In Mexico's Monarch Butterfly Biosphere Reserve, the indigenous Jnato and Hnahnu communities live by "butterfly time," marking time through the presence of different butterflies. For them, time is a cyclical network of reciprocal gifts, shaped by rituals, migrations, and seasons. This exhibition explores multi-species temporality through seven artists: Lv Yan’s contemplative voids, Ma Zhaolin’s expressive contrasts, Yang Li’s organic flow, Lim Ka Ye’s intense inkwork, Chen Dayuan’s vast intimacy, Yin Yan’s fleeting symbols, and Huang Yunchang’s sculpted lines. Rejecting linear time, they embrace a spiraling cycle of existence, challenging conventional perceptions of time and humanity.

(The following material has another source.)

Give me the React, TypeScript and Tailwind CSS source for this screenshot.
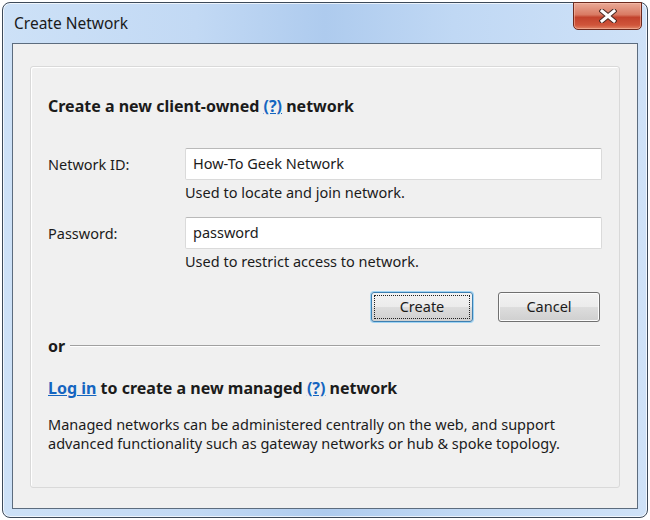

However, this exhibition is not a romanticized retelling of Indigenous ecological perspectives; rather, it serves as an experimental reflection on and reconciliation with the ‘tyranny of time’. As monarch butterflies migrate across North America each year, their wings stir up two profound questions: ‘Who has the right to define time?’ and ‘What kind of time should humans live in?’ An ancient adage reminds us: time has never belonged to us, but we have always belonged to a greater temporal network.
These artists, each using different species and spatial dimensions as their medium, create their own temporal narratives, exploring the possibilities of resisting the ‘tyranny of time’. Lv Yan’s work embodies the temporality of horses, blending Western realism with Eastern expressiveness. He maintains the rigorous attention to color and form found in oil painting while incorporating the blank space philosophy of Chinese ink painting. By blurring the background, he enhances the tension of the main imagery, infusing the composition with a Zen-like quality—where ‘the unpainted space becomes the most profound realm’. His paintings are neither mere imitations of objects nor simple reproductions of tradition. Instead, through metaphorical depictions of animals, he explores deep dialogues between the individual and the era, nature and civilization. By alienating animals in his paintings, he transforms human emotions into perceptible visual language, creating a unique form of self-portraiture. In contrast to Lv Yan’s solemn portraits, Ma Zhaolin’s works depict the struggle between zebras and cheetahs. Ma retains the expressive nature of ink painting while integrating modern compositional awareness. Geometric forms lend abstract tension to her work, and the stark contrast between frozen death imagery and empty backgrounds highlights the eternal theme of ‘survival and destruction’. This aestheticized conflict of violence subtly critiques the alienation of modern civilization.
Yang Li’s paintings feature doves and small monsters—her ‘old friends’. She does not seek to metaphorize the doves; in our conversations, she expressed her admiration for them and her desire to live in dove-time. She faces pain and fear like a dove and embraces spring with hope like a dove. Her paintings flow with fearless simplicity. Lim Ka Ye’s ink paintings, by contrast, feel sharp. A slaughtered pig hangs on a spinning wheel—a representation of both the pig’s time and humanity’s game. Her multicultural background is reflected in her work as she explores how Chinese ink painting’s unique language and techniques can be used to reveal deeper meanings beyond mere imagery. The fusion of steel and flesh, the armored warhorse—these elements, like her use of fluid materials, are both contradictory and compelling. She employs animal imagery as clues to guide collective memory, re-examining materiality within the contemporary context.
Chen Dayuan’s ‘Desert of the Real’ abandons symbolic language, narrative, and meaning. His paintings explore the raw materiality of mountains and rivers before language arrives. Bold brushstrokes and unrefined colors describe a wilderness untouched by modern conditioning. In his constructed narratives, ‘moments’ are exposed in their most primal form, allowing viewers to forget the passage of time and return to their true selves. His desert is untamed, challenging, and mesmerizing. Yin Yan focuses on cats, capturing their rough and grotesque nature. His work depicts fleeting moments, making even the most familiar cat characteristics feel strange and surprising. He seeks to preserve this sense of unfamiliarity, knowing that, over time, the moment normalizes and becomes irretrievable. His work illustrates an infinite cycle of approaching yet never fully grasping an elusive subject. Huang Yunchang’s sculptures use bronze to shape horses and sacred beasts, emphasizing ‘imagistic expression’. His work inherits traditional sculptural forms while incorporating contemporary abstraction and formal aesthetics. He skillfully translates the beauty of Chinese ink painting’s lines into the fluidity of three-dimensional sculpture, simulating the brushstrokes of ink painting with smooth bronze contours. Through meticulous casting techniques, he imbues his sculptures with an ancient solidity while using abstraction and line work to highlight the material’s modernity.